Given material:
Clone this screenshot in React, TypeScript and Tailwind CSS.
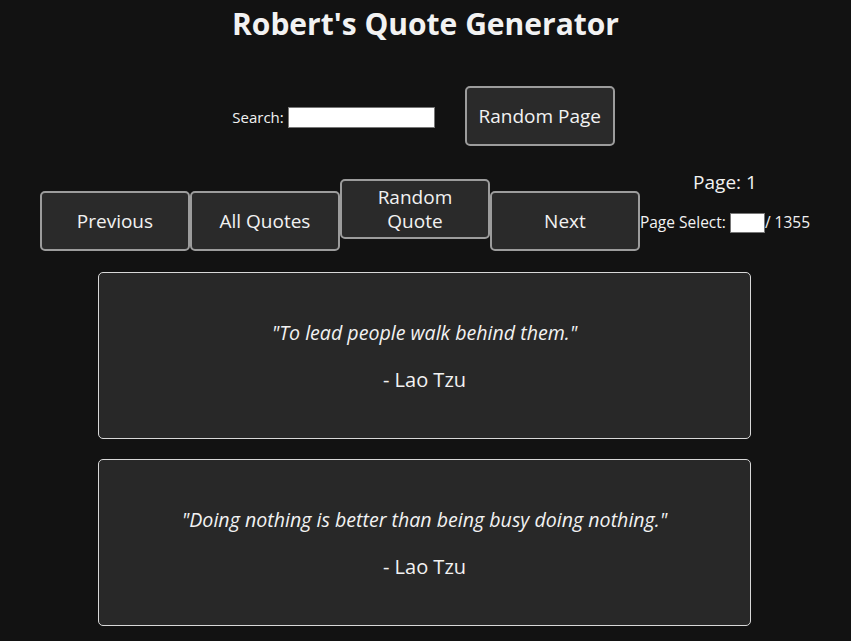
import React from "react";

const quotes = [
  { text: "To lead people walk behind them.", author: "Lao Tzu" },
  { text: "Doing nothing is better than being busy doing nothing.", author: "Lao Tzu" },
];

const btn =
  "w-[150px] h-[60px] bg-[#2a2a2a] border-2 border-[#9c9c9c] rounded-[5px] text-[19px] leading-[24px] text-[#f2f2f2] px-2";

export default function App() {
  return (
    <div
      className="min-h-[641px] bg-[#121212] text-[#f2f2f2] overflow-hidden"
      style={{ fontFamily: '"Open Sans", "Noto Sans", sans-serif' }}
    >
      <h1 className="text-center font-bold text-[30px] leading-[40px] pt-[4px]">
        Robert's Quote Generator
      </h1>

      <div className="flex justify-center items-baseline mt-[42px] pr-[4px]">
        <label className="text-[15px]">Search:</label>
        <input
          type="text"
          className="ml-[4px] w-[147px] h-[21px] bg-white border border-[#767676] text-black text-[14px]"
        />
        <button className={btn + " ml-[30px]"}>Random Page</button>
      </div>

      <div className="flex justify-center items-baseline-last mt-[24px] pr-[1px]">
        <button className={btn}>Previous</button>
        <button className={btn}>All Quotes</button>
        <button className={btn}>Random Quote</button>
        <button className={btn}>Next</button>
        <div className="text-center">
          <p className="text-[19px] leading-[24px] mb-[18px]">Page: 1</p>
          <p className="text-[15.5px] leading-[20px] flex items-baseline">
            Page Select:
            <input
              type="text"
              className="ml-[4px] w-[35px] h-[20px] bg-white border border-[#767676] text-black text-[13px]"
            />
            / 1355
          </p>
        </div>
      </div>

      <div className="flex flex-col items-center gap-[20px] mt-[21px] pr-[2px]">
        {quotes.map((q) => (
          <div
            key={q.text}
            className="w-[653px] h-[167px] bg-[#282828] border border-[#d8d8d8] rounded-[5px] flex flex-col items-center pt-[46px]"
          >
            <p className="italic text-[19.6px] leading-[28px]">"{q.text}"</p>
            <p className="text-[20px] leading-[28px] mt-[19px]">- {q.author}</p>
          </div>
        ))}
      </div>
    </div>
  );
}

Exercise:
Restate the data word for word from its first line through the line with "h-[60px] bg-[#2a2a2a] border-2", leaving out any picture along the way.

Response to the task:
Clone this screenshot in React, TypeScript and Tailwind CSS.
import React from "react";

const quotes = [
  { text: "To lead people walk behind them.", author: "Lao Tzu" },
  { text: "Doing nothing is better than being busy doing nothing.", author: "Lao Tzu" },
];

const btn =
  "w-[150px] h-[60px] bg-[#2a2a2a] border-2 border-[#9c9c9c] rounded-[5px] text-[19px] leading-[24px] text-[#f2f2f2] px-2";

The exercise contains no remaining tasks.